Although his record is small and is hidden inside a book commonly considered insignificant, Amaleki makes a great contribution to the Book of Mormon. It is plain that he was obedient to the commandments concerning the keeping of the records. He was faithful to his heritage.
His record contributes to the history, prophecy and to the spiritual message of the Book of Mormon. Historically, Amaleki describes the joining of two great nations, the Nephites and Mulekites. He reports the story of the Mulekites and the end of the Jaredites. Because of Amaleki, we know about the life and character of king Benjamin, and we can understand the record of the first chapters of Mosiah more clearly. Prophetically, Amaleki ties the records of the Bible and the Book of Mormon together. The Old Testament scriptures are confirmed and fulfilled. He also confirms the calling of Lehi, Nephi, Jacob, and Ether as faithful prophets of God. Spiritually, Amaleki teaches us to love, worship, and serve the Lord Jesus. He also testifies of the power of the gospel of Christ and its necessity in our lives.
His 17 verses are an excellent example of how to make the most of a small opportunity. We have been blessed by his fine effort. The time spent reading Amaleki’s writings is truly a time of joy and learning.

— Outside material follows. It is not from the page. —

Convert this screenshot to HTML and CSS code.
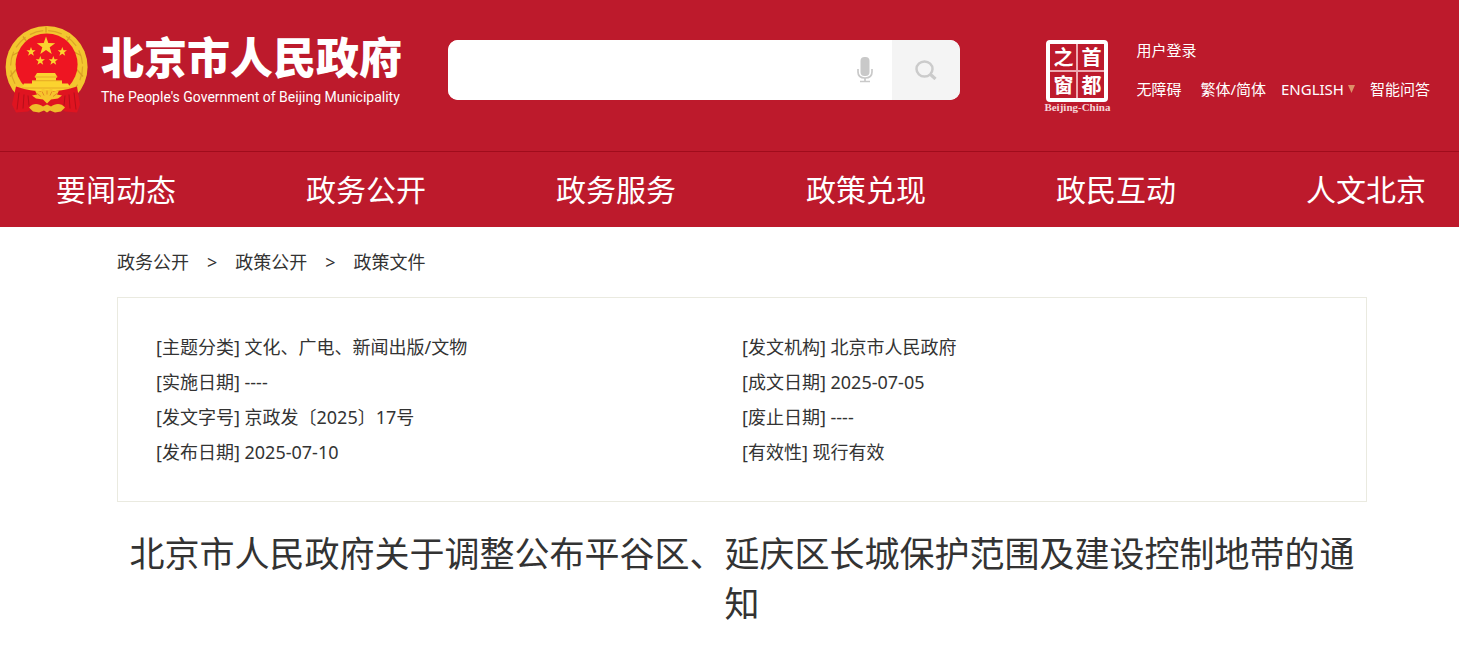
FILE: index.html
```html
<!DOCTYPE html>
<html lang="zh-CN">
<head>
    <meta charset="UTF-8">
    <meta name="viewport" content="width=device-width, initial-scale=1.0">
    <title>北京市人民政府</title>
    <link rel="stylesheet" href="styles.css">
</head>
<body>
    <header class="header">
        <div class="header-top">
            <a class="brand" href="#">
                <svg class="emblem" viewBox="0 0 84 88" aria-hidden="true">
                    <circle cx="41.6" cy="41.5" r="41" fill="#f3c62f"/>
                    <circle cx="41.6" cy="41" r="36" fill="none" stroke="#dda527" stroke-width="1.2" stroke-dasharray="14 5"/>
                    <path d="M5 51l8-9M7 30l8-4M18 11l5 7M41 1v6M65 11l-5 7M76 30l-8-4M78 51l-8-9" stroke="#d99f22" stroke-width="1.3"/>
                    <circle cx="41.6" cy="39" r="31" fill="#ee1522"/>
                    <!-- stars -->
                    <g fill="#fbd32f">
                        <path d="M41 11l2.300 6.500 6.900.2-5.500 4.100 2 6.600-5.700-3.900-5.700 3.900 2-6.600-5.500-4.100 6.900-.2z"/>
                        <path d="M26 21.500l1.200 3.200 3.400.1-2.700 2.100 1 3.300-2.900-1.900-2.900 1.900 1-3.300-2.700-2.100 3.400-.1z"/>
                        <path d="M57.300 21.500l1.200 3.200 3.400.1-2.700 2.100 1 3.300-2.900-1.900-2.900 1.900 1-3.300-2.700-2.100 3.400-.1z"/>
                        <path d="M35.300 30.500l1.200 3.200 3.400.1-2.700 2.100 1 3.300-2.900-1.900-2.900 1.900 1-3.300-2.700-2.100 3.400-.1z"/>
                        <path d="M48.300 30.500l1.200 3.200 3.400.1-2.700 2.100 1 3.300-2.900-1.900-2.900 1.900 1-3.300-2.700-2.100 3.400-.1z"/>
                        <!-- gate -->
                        <path d="M32 47.500h18l2.500 4-1.500 1v3H31v-3l-1.500-1z"/>
                        <path d="M27 55h30v4H27z"/>
                        <path d="M19 58h44l4 7-7 3H22l-7-3z"/>
                    </g>
                    <path d="M30 51.500h22M27 55.200h30M17 62.500h48" stroke="#e09a22" stroke-width=".7"/>
                    <!-- ribbons -->
                    <path d="M11 61q14 5 30 5t31-5l3 18-3 8-12-1-5-4H28l-5 4-12 1-4-8z" fill="#df1420"/>
                    <path d="M14 67l-2 17M19 69l-1 14M23 70l1 10M69 67l2 17M64 69l1 14M60 70l-1 10" stroke="#b50f1a"/>
                    <path d="M31 73l-4-3 5-1-2-4 6 1 1-3 5 2 5-2 1 3 6-1-2 4 5 1-4 3-7 1-4 4-4-4z" fill="#f7c52c"/>
                    <path d="M36 71l-4-3M39 70l-2-4M42 69v-4M45 70l2-4M48 71l4-3" stroke="#df7a20" stroke-width=".8"/>
                    <path d="M24 82c4-5 10-4 14-1l4-2 4 2c4-3 10-4 14 1l-4 4-6 1-5-2-3 2-3-2-5 2-6-1z" fill="#efbd2a"/>
                </svg>
                <span class="brand-text">
                    <strong class="brand-name">北京市人民政府</strong>
                    <span class="brand-en">The People's Government of Beijing Municipality</span>
                </span>
            </a>

            <form class="search">
                <input class="search-input" type="text" aria-label="搜索">
                <button class="search-voice" type="button" aria-label="语音">
                    <svg width="16" height="26" viewBox="0 0 16 26" fill="none" stroke="#c9c9c9">
                        <rect x="3.5" y="0" width="9" height="19" rx="4" fill="#c9c9c9" stroke="none"/>
                        <path d="M1 12v3c0 4 3 6 7 6s7-2 7-6v-3M8 21v3M3 24.500h10" stroke-width="1.7"/>
                    </svg>
                </button>
                <button class="search-submit" type="submit" aria-label="查找">
                    <svg width="22" height="20" viewBox="0 0 22 20" fill="none" stroke="#cbcbcb">
                        <ellipse cx="9.5" cy="9" rx="8" ry="7.5" stroke-width="2.5"/>
                        <path d="M15 14l5.500 5" stroke-width="3.2"/>
                    </svg>
                </button>
            </form>

            <div class="tools">
                <a class="seal" href="#">
                    <span class="seal-box">
                        <span>之</span><span>首</span>
                        <span>窗</span><span>都</span>
                    </span>
                    <span class="seal-en">Beijing-China</span>
                </a>
                <div class="links">
                    <a href="#">用户登录</a>
                    <div class="links-row">
                        <a class="wide" href="#">无障碍</a>
                        <a href="#">繁体/简体</a>
                        <button class="lang" type="button">ENGLISH
                            <svg width="7" height="8" viewBox="0 0 7 8" aria-hidden="true"><path d="M0 0h7L3.500 8z" fill="#dd8f68"/></svg>
                        </button>
                        <a href="#">智能问答</a>
                    </div>
                </div>
            </div>
        </div>

        <nav class="nav">
            <a href="#">要闻动态</a>
            <a href="#">政务公开</a>
            <a href="#">政务服务</a>
            <a href="#">政策兑现</a>
            <a href="#">政民互动</a>
            <a href="#">人文北京</a>
        </nav>
    </header>

    <main class="container">
        <div class="crumbs">
            <a href="#">政务公开</a>
            <span>&gt;</span>
            <a href="#">政策公开</a>
            <span>&gt;</span>
            <a href="#">政策文件</a>
        </div>

        <div class="doc-info">
            <ul>
                <li>[主题分类] 文化、广电、新闻出版/文物</li>
                <li>[实施日期] ----</li>
                <li>[发文字号] 京政发〔2025〕17号</li>
                <li>[发布日期] 2025-07-10</li>
            </ul>
            <ul>
                <li>[发文机构] 北京市人民政府</li>
                <li>[成文日期] 2025-07-05</li>
                <li>[废止日期] ----</li>
                <li>[有效性] 现行有效</li>
            </ul>
        </div>

        <h1>北京市人民政府关于调整公布平谷区、延庆区长城保护范围及建设控制地带的通知</h1>
    </main>
</body>
</html>
```
FILE: styles.css
```css
* {
    box-sizing: border-box;
}
body {
    margin: 0;
    background: #fff;
    color: #333;
    font-family: "Noto Sans", "Noto Sans CJK SC", sans-serif;
    font-size: 18px;
}
a {
    color: inherit;
    text-decoration: none;
}
button {
    border: none;
    padding: 0;
    background: none;
    color: inherit;
    font: inherit;
    cursor: pointer;
}
ul {
    list-style: none;
    margin: 0;
    padding: 0;
}
.header {
    background: #bd1a2c;
    color: #fff;
}
.header-top {
    display: flex;
    align-items: flex-start;
    padding: 25px 29px 37px 5px;
    border-bottom: 1px solid #a00c1c;
}
.brand {
    display: flex;
    gap: 12px;
    flex-shrink: 0;
    width: 443px;
}
.emblem {
    width: 84px;
    height: 89px;
}
.brand-text {
    display: flex;
    flex-direction: column;
    padding-top: 8px;
    white-space: nowrap;
}
.brand-name {
    font-size: 43px;
    font-weight: 900;
    line-height: 50px;
}
.brand-en {
    font-family: Roboto, sans-serif;
    font-size: 14px;
    line-height: 28px;
}

/* search */
.search {
    display: flex;
    width: 512px;
    height: 60px;
    margin-top: 15px;
    background: #fff;
    border-radius: 10px;
    overflow: hidden;
}
.search-input {
    flex: 1;
    min-width: 0;
    border: none;
    outline: none;
    padding: 0 20px;
    font: inherit;
}
.search-voice {
    width: 54px;
}
.search-submit {
    width: 68px;
    background: #f4f4f4;
}
.search svg {
    display: block;
    margin: 0 auto;
}

/* right side */
.tools {
    display: flex;
    gap: 25px;
    flex-shrink: 0;
    margin-left: auto;
    padding-top: 15px;
}
.seal {
    display: flex;
    flex-direction: column;
    align-items: center;
    width: 68px;
}
.seal-box {
    display: grid;
    grid-template-columns: 1fr 1fr;
    gap: 2px;
    width: 62px;
    height: 62px;
    border: 4px solid #fff;
    border-radius: 4px;
    background: #eda9b0;
}
.seal-box span {
    background: #bd1a2c;
    font-family: "Noto Sans CJK SC", sans-serif;
    font-size: 20px;
    font-weight: 700;
    line-height: 26px;
    text-align: center;
}
.seal-en {
    font-family: "Liberation Serif", serif;
    font-size: 11px;
    font-weight: 700;
    line-height: 10px;
    white-space: nowrap;
    color: #f6d5d8;
}
.links {
    font-size: 15px;
    line-height: 20px;
    white-space: nowrap;
}
.links-row {
    display: flex;
    gap: 15px;
    margin-top: 19px;
}
.wide {
    margin-right: 4px;
}
.lang {
    display: flex;
    align-items: center;
    gap: 4px;
}

.nav {
    display: flex;
    justify-content: space-between;
    padding: 0 33px 0 56px;
    font-size: 30px;
    line-height: 75px;
    white-space: nowrap;
}

.container {
    margin: 0 92px 0 117px;
}
.crumbs {
    display: flex;
    gap: 18px;
    line-height: 70px;
}
.doc-info {
    display: grid;
    grid-template-columns: 586px 1fr;
    padding: 32px 38px 31px;
    border: 1px solid #eaeae0;
    line-height: 35px;
}
h1 {
    margin: 27px 0;
    font-size: 35px;
    font-weight: 400;
    line-height: 50px;
    text-align: center;
}
```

McConkie, Joseph Fielding and Robert L. Millet. Doctrinal Commentary on the Book of Mormon. 4 vols. Salt Lake City: Bookcraft, 1987.
 The commandments given to Nephi concerning the plates can be found in 1 Nephi 9:2–5, 1 Nephi 19:1–3, and 2 Nephi 5:29–33. Nephi also records that he was obedient to this command in 2 Nephi 4:14. In two places Nephi states that he will command his seed concerning the keeping of these plates. These commands are given in 1 Nephi 6:3–6 and 1 Nephi 19:4.